Should I have my father as POA taken off my accounts?

Q: I’m 53 years-old and live in Pittsburgh PA and have recently had my 87-year-old father listed as POA on both of my investment accts (Roth IRA and TOD) at NY Life Securities so he can buy and sell funds on my behalf without me being directly involved. I’m now wondering if that was the wrong thing to do in regards to the possibility of a nursing home considering my investment accts, in part or whole, as part of my father’s assets if he were to ever end up in a home. I’m sure I also have him listed as POA on my bank accts too. Is this OK or could this potentially cause me a problem and I should remove him as POA on all my accts? If I should remove his POA from all my accts, will these accts now be subjected to Medicaid’s 5 year look back period? Thank you in advance. (Jefferson Hills, PA).

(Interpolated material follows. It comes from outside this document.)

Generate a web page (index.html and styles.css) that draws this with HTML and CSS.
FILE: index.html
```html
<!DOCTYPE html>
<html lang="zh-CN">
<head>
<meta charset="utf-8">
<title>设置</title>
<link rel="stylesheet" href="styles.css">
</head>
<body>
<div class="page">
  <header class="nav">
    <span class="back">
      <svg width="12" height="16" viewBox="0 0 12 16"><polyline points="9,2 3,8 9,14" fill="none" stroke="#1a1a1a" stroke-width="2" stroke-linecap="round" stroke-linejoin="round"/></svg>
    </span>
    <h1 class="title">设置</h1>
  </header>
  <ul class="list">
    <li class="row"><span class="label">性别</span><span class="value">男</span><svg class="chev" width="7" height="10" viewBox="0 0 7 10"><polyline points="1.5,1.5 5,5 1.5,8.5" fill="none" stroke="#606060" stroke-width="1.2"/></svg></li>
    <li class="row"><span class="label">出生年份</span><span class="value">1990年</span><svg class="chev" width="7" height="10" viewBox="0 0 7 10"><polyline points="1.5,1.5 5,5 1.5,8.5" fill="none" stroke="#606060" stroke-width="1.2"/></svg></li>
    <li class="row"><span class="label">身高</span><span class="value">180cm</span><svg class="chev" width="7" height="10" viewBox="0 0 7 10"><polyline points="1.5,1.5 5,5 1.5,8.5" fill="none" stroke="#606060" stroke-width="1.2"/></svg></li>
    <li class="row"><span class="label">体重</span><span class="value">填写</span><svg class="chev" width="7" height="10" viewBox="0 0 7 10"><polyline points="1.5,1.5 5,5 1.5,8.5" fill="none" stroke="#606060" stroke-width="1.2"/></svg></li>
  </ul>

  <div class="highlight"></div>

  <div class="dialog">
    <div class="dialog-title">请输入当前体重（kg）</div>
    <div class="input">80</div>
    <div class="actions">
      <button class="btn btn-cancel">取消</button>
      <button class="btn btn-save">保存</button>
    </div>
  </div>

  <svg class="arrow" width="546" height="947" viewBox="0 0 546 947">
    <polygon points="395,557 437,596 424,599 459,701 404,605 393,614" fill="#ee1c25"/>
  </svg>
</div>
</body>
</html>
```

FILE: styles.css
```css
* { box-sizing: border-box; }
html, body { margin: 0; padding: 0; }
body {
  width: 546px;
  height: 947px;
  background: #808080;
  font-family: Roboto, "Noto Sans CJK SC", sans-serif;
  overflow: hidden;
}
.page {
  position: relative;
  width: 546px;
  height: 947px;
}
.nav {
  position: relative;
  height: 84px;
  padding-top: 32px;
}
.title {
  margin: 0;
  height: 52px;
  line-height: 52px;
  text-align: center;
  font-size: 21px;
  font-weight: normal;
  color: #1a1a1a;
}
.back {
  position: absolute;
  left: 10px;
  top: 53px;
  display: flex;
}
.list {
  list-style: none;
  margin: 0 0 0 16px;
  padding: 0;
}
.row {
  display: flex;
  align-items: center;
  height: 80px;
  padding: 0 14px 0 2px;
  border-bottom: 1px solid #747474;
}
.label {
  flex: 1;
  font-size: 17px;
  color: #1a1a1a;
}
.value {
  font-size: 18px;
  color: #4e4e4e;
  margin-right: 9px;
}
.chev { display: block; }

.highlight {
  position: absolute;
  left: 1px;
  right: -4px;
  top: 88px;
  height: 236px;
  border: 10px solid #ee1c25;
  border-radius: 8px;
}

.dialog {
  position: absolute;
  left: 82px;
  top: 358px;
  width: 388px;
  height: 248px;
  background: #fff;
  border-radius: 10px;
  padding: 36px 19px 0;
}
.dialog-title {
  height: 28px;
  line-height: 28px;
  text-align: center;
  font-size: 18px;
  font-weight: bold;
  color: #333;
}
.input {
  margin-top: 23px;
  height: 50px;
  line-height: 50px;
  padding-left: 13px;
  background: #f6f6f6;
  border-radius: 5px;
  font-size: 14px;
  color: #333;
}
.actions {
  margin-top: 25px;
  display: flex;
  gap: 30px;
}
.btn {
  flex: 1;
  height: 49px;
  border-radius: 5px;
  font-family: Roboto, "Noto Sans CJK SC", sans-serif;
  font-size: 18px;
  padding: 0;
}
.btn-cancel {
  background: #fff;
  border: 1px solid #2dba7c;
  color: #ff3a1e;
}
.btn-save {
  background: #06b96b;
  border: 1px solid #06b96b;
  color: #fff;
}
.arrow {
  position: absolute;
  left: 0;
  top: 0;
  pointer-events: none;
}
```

A: There is a difference in having another person on your accounts as POA as opposed to joint owner. POA status allows them to access the account in your place, such as writing or depositing checks. Being on the account, as joint owner, means that the person has equal ownership rights with you. If your father is a joint owner, yes, this could present problems if he ever needs to apply for Medicaid. These accounts could be considered a countable asset for Medicaid. If he is a joint owner, I would transfer the account into your name and keep a record of everything you do. If the issue ever arises with Medicaid, you can successfully defend any claim if you can show that the money used to establish and maintain these accounts was yours and your father was only put on the accounts for estate planning purposes. If is status is just as POA, I do not believe you have any worries regarding Medicaid.

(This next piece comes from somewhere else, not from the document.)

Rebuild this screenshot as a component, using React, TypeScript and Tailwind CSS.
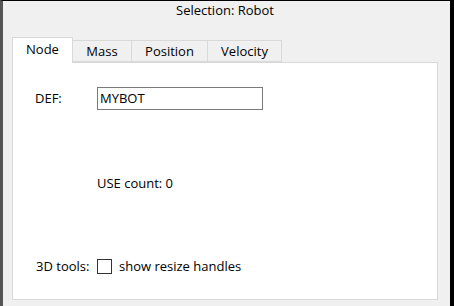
const tabs = [
  { label: "Node", width: "w-[61px]", active: true },
  { label: "Mass", width: "w-[59px]", active: false },
  { label: "Position", width: "w-[76px]", active: false },
  { label: "Velocity", width: "w-[74px]", active: false },
];

export default function App() {
  return (
    <div
      className="relative flex h-[306px] w-[454px] flex-col border-t border-r-4 border-l-[3px] border-t-black border-r-black border-l-[#555] bg-[#f0f0f0] pr-[12px] pb-[6px] pl-[9px] text-[13px] leading-none text-black"
      style={{ fontFamily: '"Open Sans", "Noto Sans", sans-serif' }}
    >
      <div className="flex h-[19px] items-center justify-center">
        Selection: Robot
      </div>

      {/* tab strip */}
      <div className="mt-[17px] flex h-[25px] items-end">
        {tabs.map((t) =>
          t.active ? (
            <div
              key={t.label}
              className={`${t.width} relative z-10 -mb-px flex h-[26px] items-center justify-center border border-b-0 border-[#d9d9d9] bg-white pb-[2px]`}
            >
              {t.label}
            </div>
          ) : (
            <div
              key={t.label}
              className={`${t.width} flex h-[22px] items-center justify-center border border-l-0 border-[#d9d9d9] bg-[#f0f0f0]`}
            >
              {t.label}
            </div>
          ),
        )}
      </div>

      {/* panel */}
      <div className="flex flex-1 flex-col border border-[#d9d9d9] bg-white pt-[24px] pl-[22px]">
        <div className="flex h-[23px] items-center">
          <span className="w-[62px]">DEF:</span>
          <div className="flex h-[23px] w-[166px] items-center border border-[#7a7a7a] pl-[2px]">
            MYBOT
          </div>
        </div>

        <div className="mt-[62px] flex h-[23px] items-center pl-[62px]">
          USE count: 0
        </div>

        <div className="mt-[63px] flex h-[16px] items-center">
          <span className="w-[62px] pl-px">3D tools:</span>
          <div className="h-[15px] w-[15px] border border-[#333] bg-white" />
          <span className="ml-[7px]">show resize handles</span>
        </div>
      </div>
    </div>
  );
}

Should we quit claim our house into a trust?

Q: My wife and I are in our late 70’s We have 3 sons and wish to avoid probate and estate taxes. Is a living trust with a quit claim deed proviso a safe way to give property to children? If so, is there a waiting period?

A: Do not do this on your own and seek an elder law attorney’s advice. Many more facts need to be known. A revocable trust may be a way to pass both real and property on to your children, but it is not good in every situation. If the waiting period you refer to is the dreaded 5 year Medicaid look-back, a revocable trust will not protect assets from Medicaid. You would have to transfer them into an irrevocable trust which is quit a serious decision to make as you lose total control of the asset. If your sole goal is Medicaid issues, you can just deed your real estate and transfer your personal property to your children, and wait five years, but such transfers could have significant tax consequences on your children.

How can I put a CD in my son’s name so he would get 1/2 of it if I died or go into a home?

Q: My one son is on Social Security Disability and I want to make sure that if I should die, he would get 1/2 of the CD to help him pay his rent. My main concern is whether if I should go into a nursing home would they take all the CD or just 1/2.

A: The answer is more complicated than you probably realize and you may want to consult with an elder law attorney with whom you can share all the facts which need to be known. If your son is on SSDI, then he can receive this gift with no penalty. If he is on SSI, which is needs based government program, this gift may jeopardize his benefits. Also, it is worth considering is how this transfer will impact your eligibility for Medicaid, in the event you need to apply for Medicaid in the future. If this transfer is done within five-years prior to your Medicaid eligibility it could rule you ineligible to receive benefits to the extent of the amount of the transfer. Also, be aware that if you title the CD as joint tenants with right of survivor, he will receive the entire value of the CD upon your death. An elder law attorney may counsel you on other methods to shelter this money for him such as a special needs trust. It would probably be worth the consultation fee.